The Arkansas Supreme Court ordered the hearings to decide whether new DNA analysis -- and other evidence not introduced at the 1994 trials -- could lead a reasonable jury to acquit death-row inmate Damien Echols as well as Jason Baldwin and Jessie Misskelley, who are serving life sentences.

The ruling was a major win for Echols, Baldwin and Misskelley, who are known to sympathizers as the West Memphis Three and have gained the support of celebrities as well as legal scholars who say they were wrongfully convicted. Echols has been on Arkansas' death row since 1994, when he was 20, after being convicted in the deaths of 8-year-olds Steve Branch, Christopher Byers and Michael Moore. The three boys were found beaten, nude and hog-tied in an area known as Robin Hood Hills in West Memphis.

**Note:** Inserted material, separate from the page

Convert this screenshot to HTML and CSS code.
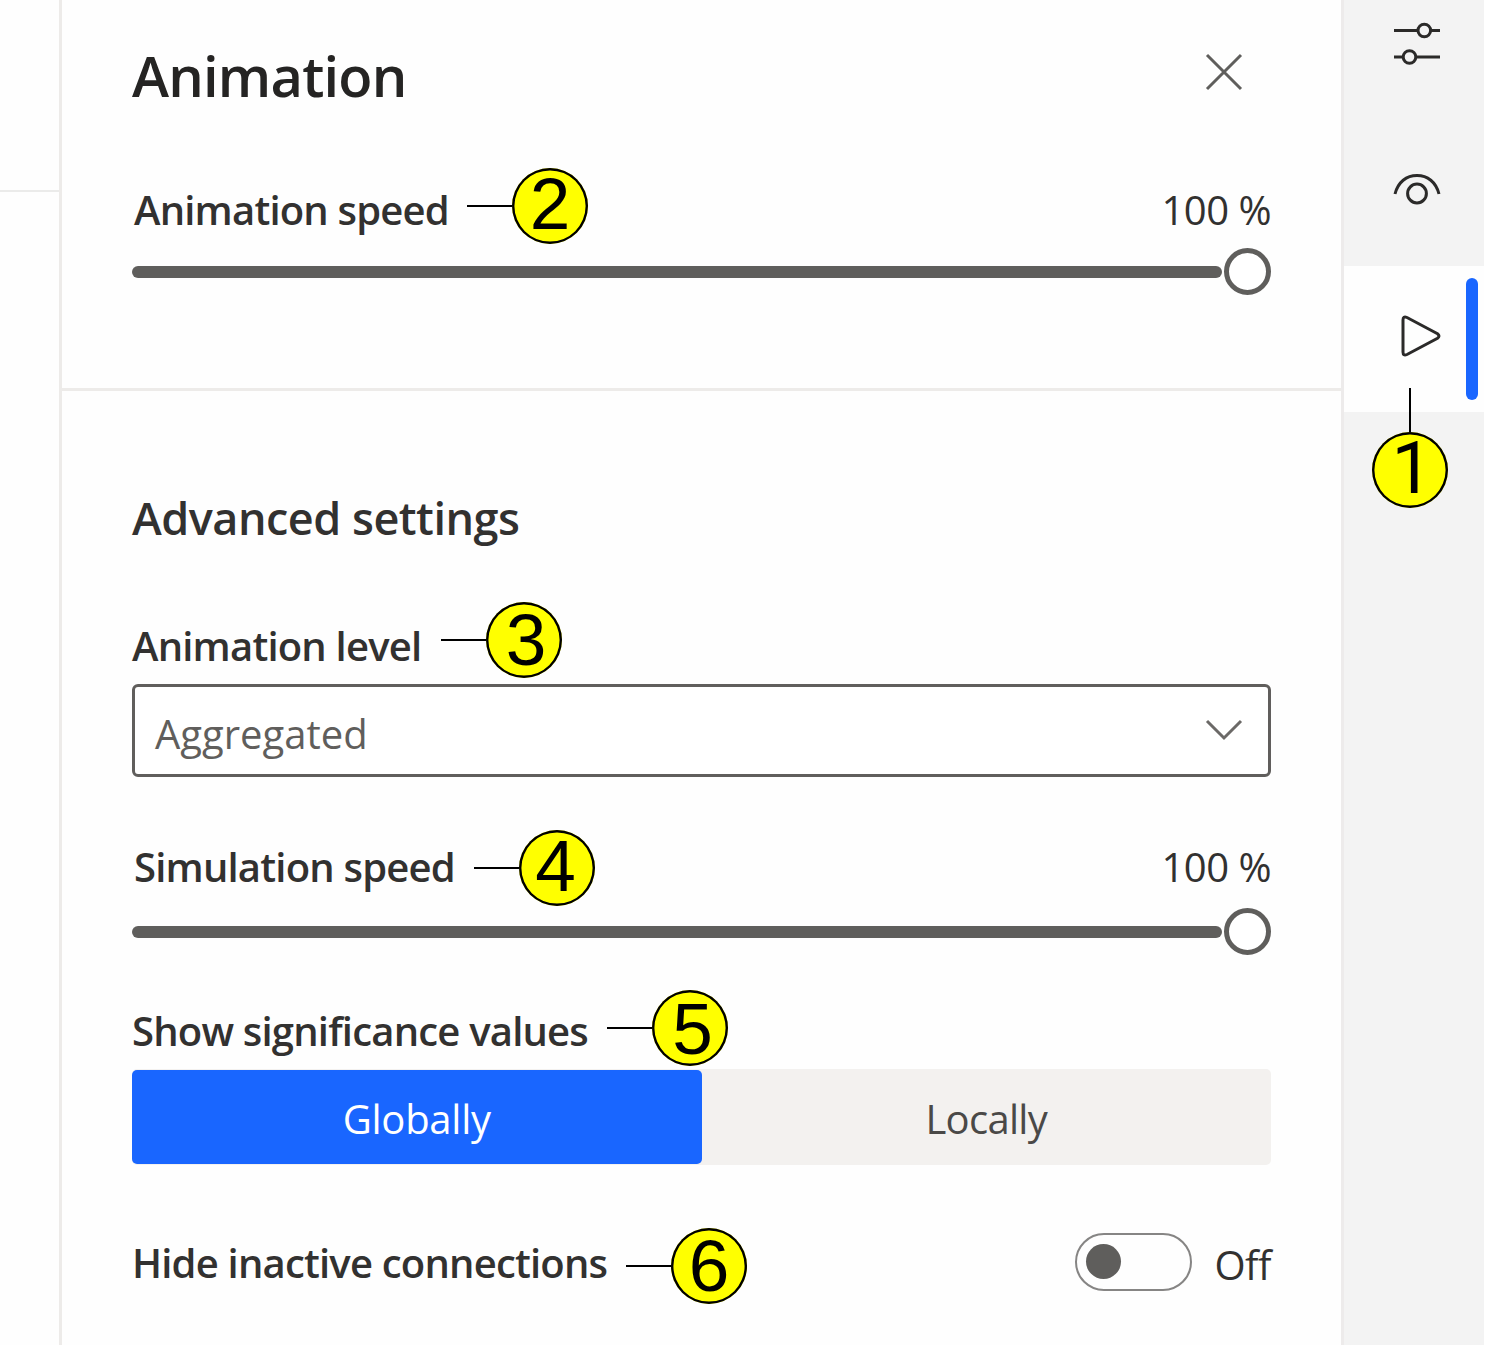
FILE: index.html
```html
<!DOCTYPE html>
<html lang="en">
<head>
<meta charset="utf-8">
<title>Animation</title>
<link rel="stylesheet" href="styles.css">
</head>
<body>
<div class="app">
  <div class="canvas"><div class="canvas-top"></div></div>
  <main class="panel">
    <section class="basic">
      <header class="head">
        <h1 class="title">Animation</h1>
        <svg class="close" width="38" height="38" viewBox="0 0 38 38"><path d="M2 2L36 36M36 2L2 36"/></svg>
      </header>
      <div class="row speed"><span class="label">Animation speed</span><span class="value">100 %</span></div>
      <div class="slider"><div class="track"></div><div class="thumb"></div></div>
    </section>
    <section class="advanced">
      <h2 class="subtitle">Advanced settings</h2>
      <div class="row level"><span class="label">Animation level</span></div>
      <div class="select"><span>Aggregated</span><svg class="chev" width="38" height="22" viewBox="0 0 38 22"><path d="M2 2L19 19L36 2"/></svg></div>
      <div class="row sim"><span class="label">Simulation speed</span><span class="value">100 %</span></div>
      <div class="slider sim-slider"><div class="track"></div><div class="thumb"></div></div>
      <div class="row show"><span class="label">Show significance values</span></div>
      <div class="segment"><div class="seg on">Globally</div><div class="seg local">Locally</div></div>
      <div class="row hide"><span class="label">Hide inactive connections</span><div class="switch"><div class="toggle"><div class="dot"></div></div><span class="off">Off</span></div></div>
    </section>
  </main>
  <nav class="rail">
    <div class="tab tab-settings"><svg width="48" height="44" viewBox="0 0 48 44"><path d="M1 9.5H25M37 9.5H47M1 36H10M23 36H47"/><circle cx="31.3" cy="9.5" r="6.3"/><circle cx="16.5" cy="36" r="6.3"/></svg></div>
    <div class="tab tab-view"><svg width="48" height="34" viewBox="0 0 48 34"><path d="M2 23C5 11 13.500 4.500 24 4.500S43 11 46 23"/><circle cx="24" cy="22.500" r="9.400"/></svg></div>
    <div class="tab tab-play"><svg width="42" height="44" viewBox="0 0 42 44"><path d="M3 6V38Q3 42.300 7 40.500L37.500 24.300Q40.500 22 37.500 19.700L7 3.500Q3 1.700 3 6Z"/></svg><div class="marker"></div></div>
  </nav>
  <div class="callout c1"><i></i><b>1</b></div>
  <div class="callout c2"><i></i><b>2</b></div>
  <div class="callout c3"><i></i><b>3</b></div>
  <div class="callout c4"><i></i><b>4</b></div>
  <div class="callout c5"><i></i><b>5</b></div>
  <div class="callout c6"><i></i><b>6</b></div>
</div>
</body>
</html>
```
FILE: styles.css
```css
* { box-sizing: border-box; }
body { margin: 0; background: #fff; font-family: "Open Sans", "Noto Sans", sans-serif; color: #323130; overflow: hidden; }
.app { position: relative; display: flex; width: 1484px; height: 1345px; background: #fefefe; }
.canvas { width: 59px; }
.canvas-top { height: 192px; border-bottom: 2px solid #ebebea; }
.panel { width: 1285px; border-left: 3px solid #edebe9; border-right: 3px solid #edebeb; }
.basic { height: 391px; padding: 37px 70px 0; border-bottom: 3px solid #edebe9; }
.advanced { padding: 97px 70px 0; }
.head { display: flex; justify-content: space-between; height: 76px; padding-right: 28px; }
.title, .subtitle { margin: 0; font-weight: 560; white-space: nowrap; }
.title { font-size: 56px; line-height: 76px; letter-spacing: -.8px; color: #252423; }
.subtitle { font-size: 45px; line-height: 60px; letter-spacing: -.5px; }
.close { margin-top: 16px; }
svg { fill: none; stroke: #5f5e5c; stroke-width: 3; }
.row { display: flex; justify-content: space-between; height: 54px; font-size: 40px; line-height: 54px; white-space: nowrap; }
.label { font-weight: 560; letter-spacing: -.8px; }
.value { letter-spacing: -.5px; }
.speed { margin-top: 70px; }
.speed, .sim { padding-left: 2px; }
.slider { display: flex; align-items: center; gap: 2px; height: 47px; margin-top: 11px; }
.track { flex: 1; height: 12px; border-radius: 6px; background: #5f5e5c; }
.thumb { width: 47px; height: 47px; border: 5px solid #5f5e5c; border-radius: 50%; background: #fff; }
.level { margin-top: 71px; }
.select { display: flex; align-items: center; justify-content: space-between; height: 93px; margin-top: 11px; padding: 5px 25px 0 20px; border: 3px solid #605e5c; border-radius: 6px; background: #fff; font-size: 40px; color: #605e5c; }
.chev { margin-top: -6px; stroke: #6b6967; }
.sim { margin-top: 63px; }
.sim-slider { margin-top: 14px; }
.show { margin-top: 49px; }
.segment { display: flex; height: 96px; margin-top: 11px; border-radius: 5px; background: #f3f1ef; font-size: 40px; }
.seg { flex: 1; display: flex; align-items: center; justify-content: center; padding-top: 2px; letter-spacing: -.25px; color: #4a4947; }
.local { letter-spacing: -.7px; }
.on { margin: 1px 0; border-radius: 5px; background: #1966ff; color: #fff; }
.hide { margin-top: 71px; }
.switch { display: flex; align-items: center; gap: 22px; height: 59px; margin-top: -4px; }
.toggle { display: flex; align-items: center; width: 117px; height: 58px; padding-left: 9px; border: 2px solid #868584; border-radius: 29px; }
.dot { width: 35px; height: 35px; border-radius: 50%; background: #5f5e5c; }
.off { padding-top: 6px; letter-spacing: -.5px; }
.rail { width: 140px; background: #f3f3f3; }
.tab { position: relative; display: flex; justify-content: center; padding-left: 5px; }
.tab svg { stroke: #2b2a29; }
.tab-settings { height: 119px; padding-top: 21px; }
.tab-view { height: 147px; padding-top: 52px; }
.tab-play { height: 146px; padding: 48px 0 0 13px; background: #fefefe; }
.marker { position: absolute; right: 6px; top: 12px; width: 12px; height: 122px; border-radius: 6px; background: #1966ff; }
.callout { position: absolute; display: flex; align-items: center; font-family: "Liberation Sans", Arial, sans-serif; color: #000; }
.callout i { width: 45px; height: 2.500px; background: #000; }
.callout b { width: 76px; height: 76px; border-radius: 50%; background: #ff0; box-shadow: inset 0 0 0 2.400px #000; font-size: 73px; font-weight: 400; line-height: 75px; text-align: center; }
.c1 { left: 1372px; top: 388px; flex-direction: column; }
.c1 i { width: 2.500px; height: 44px; }
.c1 b { padding-left: 4px; font-family: Roboto, sans-serif; line-height: 73px; }
.c2 { left: 467px; top: 168px; }
.c2 b { line-height: 71px; }
.c3 { left: 441px; top: 602px; }
.c3 b { padding-left: 4px; }
.c4 { left: 474px; top: 830px; }
.c4 b { padding-right: 3px; line-height: 72px; }
.c5 { left: 607px; top: 990px; }
.c5 b { padding-left: 5px; line-height: 77px; }
.c6 { left: 626px; top: 1228px; }
```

Rain delays shuttle launch

CAPE CANAVERAL, Fla. -- NASA will try again today to send Discovery off on its final journey, after a series of postponements for the oldest and most traveled space shuttle.

Just before daybreak Thursday, mission managers called off an afternoon liftoff because of storms.

Rain was pounding the area, and meteorologists said there was little chance the weather would break in time for launch. Indeed, at the planned liftoff time, it was drizzling.

''As crazy luck would have it,'' the area's monthlong drought ended Thursday, said Pete Nickolenko, assistant launch director.

EPA denies ban on lead tackle

WASHINGTON (AP) -- The Environmental Protection Agency denied on Thursday a petition by several environmental groups to ban lead in fishing tackle, two months after rejecting the groups' attempt to ban it in hunting ammunition.

The EPA said that the petition did not demonstrate that a ban on lead in fishing tackle was necessary to protect against unreasonable risk of injury to health or the environment, as required by the Toxic Substances Control Act.

Wyoming tops in chewing tobacco

ATLANTA -- Wyoming tops the nation in chewing tobacco use, with nearly 1 in 6 adult men in that state using the product.

Government researchers found men use chew, snus and other smokeless products at much higher rates than women. In Wyoming and West Virginia, about 9 percent of all adults -- both men and women -- use smokeless tobacco.

The report by the Centers for Disease Control and Prevention is one of the government's first attempts to gather state-level statistics on smokeless tobacco. Past research suggests the national usage rate is around 2 percent.

The study is based on a telephone survey last year of more than 430,000 people in all 50 states. The survey asked people whether they smoked cigarettes and/or used smokeless tobacco.

Coroner: Woman alive for attack

NASHUA, N.H. -- A woman hacked to death with a machete and knife in her home was alive for all 32 slash and stab wounds that split open her skull, sliced through bones and pierced organs, a medical examiner testified Thursday.

Both sides in the murder trial of 18-year-old Steven Spader have rested. The defense called no witnesses, ending speculation Spader might take the stand.

Jurors will begin deliberating Monday, after final arguments.

Spader has pleaded not guilty to first-degree murder, attempted murder, conspiracy to commit murder and burglary and witness tampering. He was 17 years old when prosecutors say plotted the home invasion and rounded up the three other young men who accompanied him.

During the home invasion, 42-year-old Kimberly Cates was killed, and her daughter was injured.

BP has paid firm $3.35 million

OCEAN SPRINGS, Miss. -- The law firm of Kenneth Feinberg, the man in charge of BP's $20 billion compensation fund for Gulf oil spill victims, has so far been paid about $3.35 million from BP PLC to dole out the money, the program said Thursday.

The BP payments go to a number of lawyers working on the claims process and are not necessarily exorbitant given the workload.